Hidup dizaman modernisasi, segalanya serba modern, membuat orang semakin tak tahu diri. Banyak yang rajin shalat tapi juga tekun maksiat, banyak yang gemar berdakwah tapi juga hobi untuk korupsi, banyak yang suka ngaji tapi lancer ngerumpi, banyak yang memakai jilbab tapi juga senang 'tak berbusana'.
Sehingga timbul sebuah realita mengalami jaman gila, serba sulit dalam pemikiran, ikut menggila tak tahan, kalau tidak ikut menggila tidak dapat bagian. Kenyataan inilah yang membuat manusia semakin terpukau dan terlena akan kelezatan dunia.
Semakin banyaknya model pakaian, termasuk jilbab, sebenarnya tidak lepas dari pengaruh era globanisasi dan pengaruh budaya barat yang kian hari kian tak terbendung, hal ini berasal dari :
Hal ini mereka lakukan bukan tanpa sebab, biasanya mereka yang suka melakukan hal ini dipicu oleh moral yang bobrok, juga cewek yang terlalu cantik untuk dilihat, atau ke**ksian yang ditonjolkan, bahkan kecentilan cewek yang dilihat.

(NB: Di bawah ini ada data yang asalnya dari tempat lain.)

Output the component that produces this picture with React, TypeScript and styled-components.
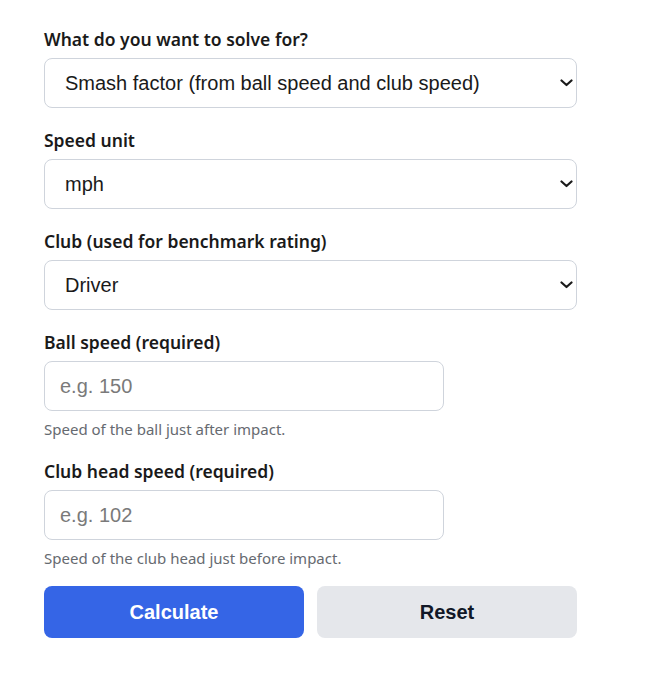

Namun tidak sedikit diantara para cewek yang senang akan gelar-gelar tersebut. Kenapa? karena setiap mereka ingin tampil lebih, tapi itu bukan suatu ukuran untuk menjadi cantik dalam arti yang sesungguhnya.
Kecantikan dalam arti yang sesungguhnya tidak dapat dijual dengan menggadaikan kata-kata : **ksi, semok, bahenol, montok, dan lainnya. Cantik atau tidaknya seseorang tergantung oleh siapa dan dari sudut mana orang memandang dan menilainya.
Kecantikan itu dapat dinilai dari dua segi fisik dan psikis, mungkin suatu saat seseorang dapat mengatakan cantik kepada gadis yang dilihatnya karena wajahnya memang anggun, tapi, ketika suatu saat ia melihat gadis itu berprilaku kurang terpuji, bisa jadi kata cantik berubah menjadi kata kotor dan lain sebagainya.
Fenomena inilah yang banyak kita temukan saat ini, dimana seorang pria yang suka dengan seorang gadis akan mati-matian mengatakan bahwa gadis itu sangat cantik, sehingga kata “ sayang “ akan terus keluar dari mulutnya.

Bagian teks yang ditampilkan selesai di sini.